** START OF Given information **

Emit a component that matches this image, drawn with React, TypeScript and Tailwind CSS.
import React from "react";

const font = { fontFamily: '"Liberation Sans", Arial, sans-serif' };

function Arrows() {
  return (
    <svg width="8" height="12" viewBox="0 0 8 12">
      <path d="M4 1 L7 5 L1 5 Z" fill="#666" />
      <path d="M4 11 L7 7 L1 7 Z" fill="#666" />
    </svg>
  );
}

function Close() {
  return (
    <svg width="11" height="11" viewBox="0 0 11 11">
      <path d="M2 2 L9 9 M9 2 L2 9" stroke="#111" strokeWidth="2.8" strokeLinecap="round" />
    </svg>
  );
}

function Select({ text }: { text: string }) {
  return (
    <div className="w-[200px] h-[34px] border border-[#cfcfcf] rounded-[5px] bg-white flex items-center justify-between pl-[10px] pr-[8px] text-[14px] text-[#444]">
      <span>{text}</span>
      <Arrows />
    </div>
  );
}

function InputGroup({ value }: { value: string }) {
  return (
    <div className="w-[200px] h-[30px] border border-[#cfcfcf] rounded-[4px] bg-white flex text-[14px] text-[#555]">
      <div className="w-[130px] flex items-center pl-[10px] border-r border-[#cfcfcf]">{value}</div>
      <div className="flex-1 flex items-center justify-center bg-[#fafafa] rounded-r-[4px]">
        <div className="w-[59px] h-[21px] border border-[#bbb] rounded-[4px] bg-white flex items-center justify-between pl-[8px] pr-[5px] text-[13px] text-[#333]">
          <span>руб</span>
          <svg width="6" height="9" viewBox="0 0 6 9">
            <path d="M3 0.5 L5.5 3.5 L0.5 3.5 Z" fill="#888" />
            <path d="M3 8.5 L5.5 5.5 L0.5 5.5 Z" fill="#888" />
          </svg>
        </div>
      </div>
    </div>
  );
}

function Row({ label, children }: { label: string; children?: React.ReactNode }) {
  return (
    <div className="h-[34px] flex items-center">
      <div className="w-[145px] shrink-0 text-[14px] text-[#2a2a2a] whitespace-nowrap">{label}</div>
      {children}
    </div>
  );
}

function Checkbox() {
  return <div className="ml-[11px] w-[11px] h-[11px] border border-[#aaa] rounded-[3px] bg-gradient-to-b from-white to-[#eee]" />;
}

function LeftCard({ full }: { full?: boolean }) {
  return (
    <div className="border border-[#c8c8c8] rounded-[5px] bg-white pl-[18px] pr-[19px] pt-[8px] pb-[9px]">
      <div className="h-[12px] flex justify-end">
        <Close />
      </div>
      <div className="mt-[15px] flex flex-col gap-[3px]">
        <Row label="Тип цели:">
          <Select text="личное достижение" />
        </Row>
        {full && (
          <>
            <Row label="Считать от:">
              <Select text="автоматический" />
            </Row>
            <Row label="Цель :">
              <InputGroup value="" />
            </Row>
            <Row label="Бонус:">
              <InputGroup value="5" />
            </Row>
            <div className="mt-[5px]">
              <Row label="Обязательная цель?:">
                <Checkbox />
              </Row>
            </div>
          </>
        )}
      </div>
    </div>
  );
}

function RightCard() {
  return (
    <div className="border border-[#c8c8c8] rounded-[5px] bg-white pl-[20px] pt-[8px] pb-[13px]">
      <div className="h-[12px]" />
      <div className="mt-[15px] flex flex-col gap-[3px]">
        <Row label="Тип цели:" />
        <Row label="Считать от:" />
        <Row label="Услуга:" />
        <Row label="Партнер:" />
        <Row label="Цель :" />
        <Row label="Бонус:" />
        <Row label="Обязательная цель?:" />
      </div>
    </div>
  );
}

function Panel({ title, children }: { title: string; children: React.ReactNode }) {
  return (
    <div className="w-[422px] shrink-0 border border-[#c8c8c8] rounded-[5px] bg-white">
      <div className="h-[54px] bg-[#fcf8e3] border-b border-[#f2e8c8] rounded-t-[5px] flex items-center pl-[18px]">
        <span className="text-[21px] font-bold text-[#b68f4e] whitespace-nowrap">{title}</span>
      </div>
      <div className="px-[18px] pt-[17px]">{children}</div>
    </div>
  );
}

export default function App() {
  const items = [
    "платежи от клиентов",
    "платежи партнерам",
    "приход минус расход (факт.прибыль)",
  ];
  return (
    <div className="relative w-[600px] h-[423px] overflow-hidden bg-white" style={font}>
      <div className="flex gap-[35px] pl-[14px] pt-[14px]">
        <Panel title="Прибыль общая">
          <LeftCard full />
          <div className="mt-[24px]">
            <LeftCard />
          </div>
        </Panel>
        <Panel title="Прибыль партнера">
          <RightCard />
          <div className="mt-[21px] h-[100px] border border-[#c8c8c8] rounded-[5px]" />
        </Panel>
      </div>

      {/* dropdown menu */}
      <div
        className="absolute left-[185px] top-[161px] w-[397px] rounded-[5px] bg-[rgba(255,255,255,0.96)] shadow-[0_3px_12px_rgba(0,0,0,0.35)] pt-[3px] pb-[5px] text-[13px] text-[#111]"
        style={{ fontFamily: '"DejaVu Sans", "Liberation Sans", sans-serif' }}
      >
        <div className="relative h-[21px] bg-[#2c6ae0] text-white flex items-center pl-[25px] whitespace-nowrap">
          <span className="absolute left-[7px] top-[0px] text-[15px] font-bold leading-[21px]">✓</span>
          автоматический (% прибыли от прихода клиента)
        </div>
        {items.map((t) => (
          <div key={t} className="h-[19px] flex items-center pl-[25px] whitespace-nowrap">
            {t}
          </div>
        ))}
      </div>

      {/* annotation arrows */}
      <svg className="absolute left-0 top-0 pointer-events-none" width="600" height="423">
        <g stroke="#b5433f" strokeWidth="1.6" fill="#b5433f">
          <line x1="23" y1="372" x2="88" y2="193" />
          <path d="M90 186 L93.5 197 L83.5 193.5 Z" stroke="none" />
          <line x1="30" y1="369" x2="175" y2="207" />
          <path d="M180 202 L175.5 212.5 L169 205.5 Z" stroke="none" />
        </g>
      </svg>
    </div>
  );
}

** END OF Given information **

Request -
Copy out every line of the data above, exactly as given.

Response for this exercise -
Emit a component that matches this image, drawn with React, TypeScript and Tailwind CSS.
import React from "react";

const font = { fontFamily: '"Liberation Sans", Arial, sans-serif' };

function Arrows() {
  return (
    <svg width="8" height="12" viewBox="0 0 8 12">
      <path d="M4 1 L7 5 L1 5 Z" fill="#666" />
      <path d="M4 11 L7 7 L1 7 Z" fill="#666" />
    </svg>
  );
}

function Close() {
  return (
    <svg width="11" height="11" viewBox="0 0 11 11">
      <path d="M2 2 L9 9 M9 2 L2 9" stroke="#111" strokeWidth="2.8" strokeLinecap="round" />
    </svg>
  );
}

function Select({ text }: { text: string }) {
  return (
    <div className="w-[200px] h-[34px] border border-[#cfcfcf] rounded-[5px] bg-white flex items-center justify-between pl-[10px] pr-[8px] text-[14px] text-[#444]">
      <span>{text}</span>
      <Arrows />
    </div>
  );
}

function InputGroup({ value }: { value: string }) {
  return (
    <div className="w-[200px] h-[30px] border border-[#cfcfcf] rounded-[4px] bg-white flex text-[14px] text-[#555]">
      <div className="w-[130px] flex items-center pl-[10px] border-r border-[#cfcfcf]">{value}</div>
      <div className="flex-1 flex items-center justify-center bg-[#fafafa] rounded-r-[4px]">
        <div className="w-[59px] h-[21px] border border-[#bbb] rounded-[4px] bg-white flex items-center justify-between pl-[8px] pr-[5px] text-[13px] text-[#333]">
          <span>руб</span>
          <svg width="6" height="9" viewBox="0 0 6 9">
            <path d="M3 0.5 L5.5 3.5 L0.5 3.5 Z" fill="#888" />
            <path d="M3 8.5 L5.5 5.5 L0.5 5.5 Z" fill="#888" />
          </svg>
        </div>
      </div>
    </div>
  );
}

function Row({ label, children }: { label: string; children?: React.ReactNode }) {
  return (
    <div className="h-[34px] flex items-center">
      <div className="w-[145px] shrink-0 text-[14px] text-[#2a2a2a] whitespace-nowrap">{label}</div>
      {children}
    </div>
  );
}

function Checkbox() {
  return <div className="ml-[11px] w-[11px] h-[11px] border border-[#aaa] rounded-[3px] bg-gradient-to-b from-white to-[#eee]" />;
}

function LeftCard({ full }: { full?: boolean }) {
  return (
    <div className="border border-[#c8c8c8] rounded-[5px] bg-white pl-[18px] pr-[19px] pt-[8px] pb-[9px]">
      <div className="h-[12px] flex justify-end">
        <Close />
      </div>
      <div className="mt-[15px] flex flex-col gap-[3px]">
        <Row label="Тип цели:">
          <Select text="личное достижение" />
        </Row>
        {full && (
          <>
            <Row label="Считать от:">
              <Select text="автоматический" />
            </Row>
            <Row label="Цель :">
              <InputGroup value="" />
            </Row>
            <Row label="Бонус:">
              <InputGroup value="5" />
            </Row>
            <div className="mt-[5px]">
              <Row label="Обязательная цель?:">
                <Checkbox />
              </Row>
            </div>
          </>
        )}
      </div>
    </div>
  );
}

function RightCard() {
  return (
    <div className="border border-[#c8c8c8] rounded-[5px] bg-white pl-[20px] pt-[8px] pb-[13px]">
      <div className="h-[12px]" />
      <div className="mt-[15px] flex flex-col gap-[3px]">
        <Row label="Тип цели:" />
        <Row label="Считать от:" />
        <Row label="Услуга:" />
        <Row label="Партнер:" />
        <Row label="Цель :" />
        <Row label="Бонус:" />
        <Row label="Обязательная цель?:" />
      </div>
    </div>
  );
}

function Panel({ title, children }: { title: string; children: React.ReactNode }) {
  return (
    <div className="w-[422px] shrink-0 border border-[#c8c8c8] rounded-[5px] bg-white">
      <div className="h-[54px] bg-[#fcf8e3] border-b border-[#f2e8c8] rounded-t-[5px] flex items-center pl-[18px]">
        <span className="text-[21px] font-bold text-[#b68f4e] whitespace-nowrap">{title}</span>
      </div>
      <div className="px-[18px] pt-[17px]">{children}</div>
    </div>
  );
}

export default function App() {
  const items = [
    "платежи от клиентов",
    "платежи партнерам",
    "приход минус расход (факт.прибыль)",
  ];
  return (
    <div className="relative w-[600px] h-[423px] overflow-hidden bg-white" style={font}>
      <div className="flex gap-[35px] pl-[14px] pt-[14px]">
        <Panel title="Прибыль общая">
          <LeftCard full />
          <div className="mt-[24px]">
            <LeftCard />
          </div>
        </Panel>
        <Panel title="Прибыль партнера">
          <RightCard />
          <div className="mt-[21px] h-[100px] border border-[#c8c8c8] rounded-[5px]" />
        </Panel>
      </div>

      {/* dropdown menu */}
      <div
        className="absolute left-[185px] top-[161px] w-[397px] rounded-[5px] bg-[rgba(255,255,255,0.96)] shadow-[0_3px_12px_rgba(0,0,0,0.35)] pt-[3px] pb-[5px] text-[13px] text-[#111]"
        style={{ fontFamily: '"DejaVu Sans", "Liberation Sans", sans-serif' }}
      >
        <div className="relative h-[21px] bg-[#2c6ae0] text-white flex items-center pl-[25px] whitespace-nowrap">
          <span className="absolute left-[7px] top-[0px] text-[15px] font-bold leading-[21px]">✓</span>
          автоматический (% прибыли от прихода клиента)
        </div>
        {items.map((t) => (
          <div key={t} className="h-[19px] flex items-center pl-[25px] whitespace-nowrap">
            {t}
          </div>
        ))}
      </div>

      {/* annotation arrows */}
      <svg className="absolute left-0 top-0 pointer-events-none" width="600" height="423">
        <g stroke="#b5433f" strokeWidth="1.6" fill="#b5433f">
          <line x1="23" y1="372" x2="88" y2="193" />
          <path d="M90 186 L93.5 197 L83.5 193.5 Z" stroke="none" />
          <line x1="30" y1="369" x2="175" y2="207" />
          <path d="M180 202 L175.5 212.5 L169 205.5 Z" stroke="none" />
        </g>
      </svg>
    </div>
  );
}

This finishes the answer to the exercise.